Kill

Kill

2024, R, 105 min. Directed by Nikhil Nagesh Bhat. Starring Lakshya, Raghav Juyal, Tanya Maniktala, Abhishek Chauhan, Ashish Vidyarthi, Adrija Sinha, Harsh Chhaya.

REVIEWED By Richard Whittaker, Fri., July 5, 2024

Hindi action movies aren’t known for being lean and mean. Whether you grew up watching Amitabh Bachchan in wide-collared suits engaging in stylized action sequences or you’ve been watching the new-wave action heroes finding international success with their almost comedically macho delivery and slo-mo explosions, it’s not likely you’ll expect brevity. There’s a particular kind of glossiness that is popular at the moment, so when Amrit (Lakshya) opens a train window so that the wind will tousle the hair of his soon-to-be-fiancée Tulika (Maniktala), it feels like Kill director Nikhil Nagesh Bhat is spoofing those conventions.

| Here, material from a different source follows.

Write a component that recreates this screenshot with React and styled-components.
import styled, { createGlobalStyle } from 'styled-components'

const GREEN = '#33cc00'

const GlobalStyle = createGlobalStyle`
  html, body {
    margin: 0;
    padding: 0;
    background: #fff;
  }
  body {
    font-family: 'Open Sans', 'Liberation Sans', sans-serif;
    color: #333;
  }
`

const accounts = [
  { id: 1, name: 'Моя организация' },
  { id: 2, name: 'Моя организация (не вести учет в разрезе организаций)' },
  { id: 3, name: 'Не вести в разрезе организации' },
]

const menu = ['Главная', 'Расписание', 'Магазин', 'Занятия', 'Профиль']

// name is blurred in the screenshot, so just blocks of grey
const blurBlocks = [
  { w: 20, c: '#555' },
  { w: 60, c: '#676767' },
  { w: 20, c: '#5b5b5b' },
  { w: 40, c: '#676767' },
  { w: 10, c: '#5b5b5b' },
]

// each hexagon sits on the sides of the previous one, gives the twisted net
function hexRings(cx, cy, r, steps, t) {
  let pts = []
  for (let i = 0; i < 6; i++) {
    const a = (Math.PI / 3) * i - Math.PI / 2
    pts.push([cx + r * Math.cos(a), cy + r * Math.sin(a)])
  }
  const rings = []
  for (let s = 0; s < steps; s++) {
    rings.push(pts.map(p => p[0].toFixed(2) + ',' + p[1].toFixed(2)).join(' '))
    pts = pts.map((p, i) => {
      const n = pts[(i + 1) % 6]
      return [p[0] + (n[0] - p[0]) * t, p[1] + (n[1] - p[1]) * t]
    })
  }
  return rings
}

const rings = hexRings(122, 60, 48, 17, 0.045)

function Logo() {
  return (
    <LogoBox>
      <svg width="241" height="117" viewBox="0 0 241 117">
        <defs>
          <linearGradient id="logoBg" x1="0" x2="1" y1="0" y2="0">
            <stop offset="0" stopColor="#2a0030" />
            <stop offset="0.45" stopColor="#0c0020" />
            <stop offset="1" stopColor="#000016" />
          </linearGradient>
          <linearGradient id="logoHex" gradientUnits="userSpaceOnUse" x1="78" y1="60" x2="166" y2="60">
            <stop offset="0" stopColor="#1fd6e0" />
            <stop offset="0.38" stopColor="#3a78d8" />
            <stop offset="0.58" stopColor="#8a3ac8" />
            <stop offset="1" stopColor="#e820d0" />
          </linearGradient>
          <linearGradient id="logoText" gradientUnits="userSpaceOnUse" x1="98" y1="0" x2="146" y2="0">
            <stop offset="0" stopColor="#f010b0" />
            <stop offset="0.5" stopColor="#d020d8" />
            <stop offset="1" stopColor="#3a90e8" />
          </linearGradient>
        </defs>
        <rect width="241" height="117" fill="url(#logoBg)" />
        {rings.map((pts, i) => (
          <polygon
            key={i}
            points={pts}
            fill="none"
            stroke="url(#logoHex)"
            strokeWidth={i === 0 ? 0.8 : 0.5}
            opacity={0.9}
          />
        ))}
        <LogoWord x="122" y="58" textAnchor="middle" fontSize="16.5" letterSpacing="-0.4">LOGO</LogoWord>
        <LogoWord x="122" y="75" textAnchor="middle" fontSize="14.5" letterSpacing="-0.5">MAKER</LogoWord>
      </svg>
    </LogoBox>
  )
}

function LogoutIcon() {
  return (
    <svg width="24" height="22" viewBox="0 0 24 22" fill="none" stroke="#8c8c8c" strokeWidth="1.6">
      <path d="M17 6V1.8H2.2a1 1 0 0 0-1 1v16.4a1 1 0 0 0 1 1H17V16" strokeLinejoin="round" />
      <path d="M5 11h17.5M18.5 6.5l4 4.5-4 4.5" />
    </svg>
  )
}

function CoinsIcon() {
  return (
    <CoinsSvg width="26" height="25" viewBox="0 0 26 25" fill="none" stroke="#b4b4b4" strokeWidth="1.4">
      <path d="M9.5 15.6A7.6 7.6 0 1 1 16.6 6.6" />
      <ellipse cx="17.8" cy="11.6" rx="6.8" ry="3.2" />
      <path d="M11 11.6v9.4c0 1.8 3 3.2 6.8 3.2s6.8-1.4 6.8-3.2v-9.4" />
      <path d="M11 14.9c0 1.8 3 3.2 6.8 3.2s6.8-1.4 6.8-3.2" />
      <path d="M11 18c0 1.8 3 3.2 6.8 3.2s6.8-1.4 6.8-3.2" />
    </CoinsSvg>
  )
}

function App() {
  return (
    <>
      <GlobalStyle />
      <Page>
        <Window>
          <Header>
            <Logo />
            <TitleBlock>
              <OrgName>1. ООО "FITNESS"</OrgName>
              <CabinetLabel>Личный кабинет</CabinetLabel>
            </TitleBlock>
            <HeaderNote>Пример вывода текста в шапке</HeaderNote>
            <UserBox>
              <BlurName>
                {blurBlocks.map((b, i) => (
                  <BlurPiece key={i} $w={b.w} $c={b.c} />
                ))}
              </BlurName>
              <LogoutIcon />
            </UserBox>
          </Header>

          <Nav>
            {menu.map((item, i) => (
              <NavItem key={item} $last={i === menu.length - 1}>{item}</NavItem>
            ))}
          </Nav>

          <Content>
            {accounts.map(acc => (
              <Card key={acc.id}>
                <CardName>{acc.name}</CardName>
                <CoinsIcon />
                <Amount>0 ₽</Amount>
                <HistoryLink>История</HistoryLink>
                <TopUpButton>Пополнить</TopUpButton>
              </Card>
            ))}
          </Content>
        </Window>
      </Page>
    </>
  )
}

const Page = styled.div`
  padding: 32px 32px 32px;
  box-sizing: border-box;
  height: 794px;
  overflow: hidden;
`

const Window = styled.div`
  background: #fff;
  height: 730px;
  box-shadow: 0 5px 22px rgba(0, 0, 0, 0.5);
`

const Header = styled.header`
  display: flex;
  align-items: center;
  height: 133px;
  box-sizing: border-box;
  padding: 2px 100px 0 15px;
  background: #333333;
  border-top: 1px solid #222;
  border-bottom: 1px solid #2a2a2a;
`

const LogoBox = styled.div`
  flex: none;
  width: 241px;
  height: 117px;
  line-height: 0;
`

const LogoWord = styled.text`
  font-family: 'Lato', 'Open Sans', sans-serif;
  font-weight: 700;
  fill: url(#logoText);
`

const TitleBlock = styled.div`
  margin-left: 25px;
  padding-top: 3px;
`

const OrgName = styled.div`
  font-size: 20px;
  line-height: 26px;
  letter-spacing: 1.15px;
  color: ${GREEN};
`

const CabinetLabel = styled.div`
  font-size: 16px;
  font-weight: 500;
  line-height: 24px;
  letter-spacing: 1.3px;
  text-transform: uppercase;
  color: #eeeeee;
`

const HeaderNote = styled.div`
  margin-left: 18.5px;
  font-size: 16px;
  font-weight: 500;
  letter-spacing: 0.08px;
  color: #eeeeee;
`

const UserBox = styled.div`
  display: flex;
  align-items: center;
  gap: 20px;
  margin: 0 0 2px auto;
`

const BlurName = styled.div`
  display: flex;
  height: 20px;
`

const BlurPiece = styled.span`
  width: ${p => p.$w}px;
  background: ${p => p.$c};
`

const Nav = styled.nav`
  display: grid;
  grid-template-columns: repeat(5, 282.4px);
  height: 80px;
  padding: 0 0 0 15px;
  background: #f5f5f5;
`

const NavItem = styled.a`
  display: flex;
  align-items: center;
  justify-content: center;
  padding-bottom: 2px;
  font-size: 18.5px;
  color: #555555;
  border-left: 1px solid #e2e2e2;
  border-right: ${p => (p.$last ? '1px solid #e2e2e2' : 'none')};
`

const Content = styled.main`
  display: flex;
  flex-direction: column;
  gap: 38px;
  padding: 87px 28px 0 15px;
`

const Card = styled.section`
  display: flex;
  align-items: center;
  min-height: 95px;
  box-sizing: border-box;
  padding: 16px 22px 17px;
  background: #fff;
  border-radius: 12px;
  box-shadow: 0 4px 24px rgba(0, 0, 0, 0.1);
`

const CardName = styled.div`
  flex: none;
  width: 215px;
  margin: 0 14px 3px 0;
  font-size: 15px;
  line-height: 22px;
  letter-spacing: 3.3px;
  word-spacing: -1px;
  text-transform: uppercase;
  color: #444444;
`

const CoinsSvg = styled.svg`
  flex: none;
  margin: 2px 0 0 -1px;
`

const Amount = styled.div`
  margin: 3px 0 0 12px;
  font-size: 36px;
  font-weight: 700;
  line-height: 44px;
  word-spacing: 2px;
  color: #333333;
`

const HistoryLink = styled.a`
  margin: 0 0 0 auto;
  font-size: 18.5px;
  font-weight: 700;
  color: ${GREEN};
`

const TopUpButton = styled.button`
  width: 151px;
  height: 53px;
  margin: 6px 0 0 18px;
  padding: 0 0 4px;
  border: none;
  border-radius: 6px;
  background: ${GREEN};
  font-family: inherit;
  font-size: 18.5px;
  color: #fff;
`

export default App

That’s not quite the case. Instead, it’s Bhat’s way of pointing out how artificial those moments are. Kill is grit and gore, a hard-hitting action film that’s all sinews and sharp edges, with its first bloody knife fight within the first 20 minutes. If you want blood, well, you got it.

Bhat’s script (co-written with Ayesha Syed) is built around a public transit nightmare: A gang armed with knives, hammers, axes, and kukris takes over a cross-country overnight train and heads on a bloody rampage in between stops. What they don’t know is that’ve accidentally kidnapped the owner of one of India’s biggest trucking companies (Chhaya) and his daughter, Tulika. What they soon find out is that Amrit is also on the train, and he happens to be a National Security Guard Commando with the skills to put the whole gang in the grave. What Amrit doesn’t know is that when he and his army buddy (Viresh) start fighting back, one of the first baddies they skewer is the brother of big boss Beni (Vidyarthi), so now this is personal.

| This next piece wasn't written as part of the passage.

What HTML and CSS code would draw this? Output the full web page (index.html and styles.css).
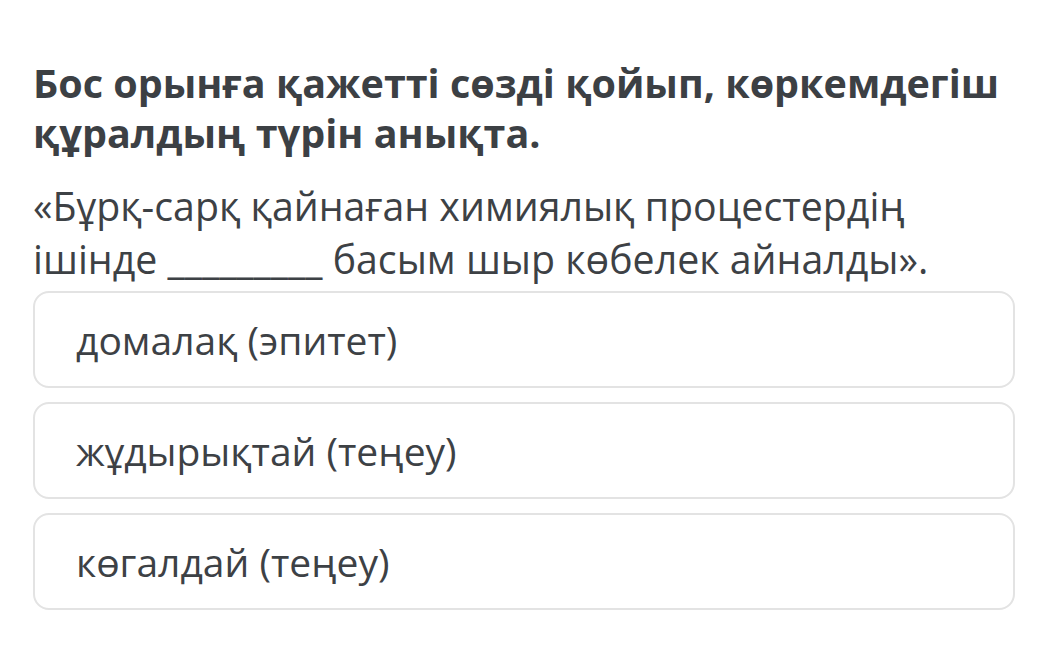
FILE: index.html
```html
<!DOCTYPE html>
<html lang="kk">
<head>
<meta charset="utf-8">
<link rel="stylesheet" href="styles.css">
</head>
<body>
<main class="quiz">
  <h1 class="title">Бос орынға қажетті сөзді қойып, көркемдегіш құралдың түрін анықта.</h1>
  <p class="question">«Бұрқ-сарқ қайнаған химиялық процестердің ішінде _________ басым шыр көбелек айналды».</p>
  <div class="options">
    <div class="option">домалақ (эпитет)</div>
    <div class="option">жұдырықтай (теңеу)</div>
    <div class="option">көгалдай (теңеу)</div>
  </div>
</main>
</body>
</html>
```

FILE: styles.css
```css
html, body {
  margin: 0;
  padding: 0;
  background: #ffffff;
}
body {
  font-family: "Open Sans", "Noto Sans", sans-serif;
  color: #3d4145;
}
.quiz {
  width: 982px;
  padding: 58px 0 0 33px;
}
.title {
  margin: 0;
  font-size: 39.5px;
  font-weight: 700;
  line-height: 50px;
  color: #3c4044;
  width: 975px;
}
.question {
  margin: 22px 0 0;
  font-size: 39.3px;
  font-weight: 400;
  line-height: 53px;
  color: #3d4145;
  width: 960px;
}
.options {
  display: flex;
  flex-direction: column;
  gap: 14px;
  margin-top: 5px;
}
.option {
  height: 93px;
  border: 2px solid #e3e3e3;
  border-radius: 16px;
  box-sizing: content-box;
  display: flex;
  align-items: center;
  padding-left: 41px;
  font-size: 39px;
  color: #3d4145;
}
```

All this is established in the first half hour, because what Bhat’s building up to is one of the leanest, meanest, goriest action films in Indian cinematic history. Bad guys have a reason to kill the good guy, good guy has a reason to kill the bad guys, and Lakshya is the kind of action star who can take an ass-kicking just as much as he can deliver one. And when that single-word title finally appears at the 45-minute mark, just after Bhat has delivered one more twist of the knife, then there’s nothing but carnage.

Compare Kill to the far more comedic and ridiculous Bullet Train . That English-language romp dodged on and off the already spacious carriages of the train. In the engineering-green confines of this sleeper train, there’s no room to escape Amrit as he becomes a beast of pure violence.

Kill fits into the bloody revenge tradition within nodding distance of Kill Bill’s the Bride and Oh Dae-su in Old Boy (unsurprisingly an American remake, helmed by John Wick saga director Chad Stahelski, has already been announced). Those icons of retribution would definitely give a courteous head bob to Amrit, especially when he’s staring down a top-tier scumbag adversary like the cold-blooded head of the killer crew, Fani. Played by Juyal, he may be the only more charismatic member of the cast than the understated Lakshya, but he’s such an unmitigated scumbag that you’re just waiting for the inevitable point at which Amrit makes it all the way down the train to deliver the killing blow. On the way, the violence only gets more and more intense, with every movable object and solid surface becoming a way to bludgeon, maim, and ultimately dispatch the gang. Impressively, Bhat keeps a cat-and-mouse element to the story – all the more remarkable considering that the whole story is confined to a passageway a few feet wide along four carriages. He also never loses sight of the romance plot, keeping it central to the narrative while never seeming mawkish. The destination may seem inevitable, but the twists, turns, and merciless bloodshed make Kill a trip well worth taking.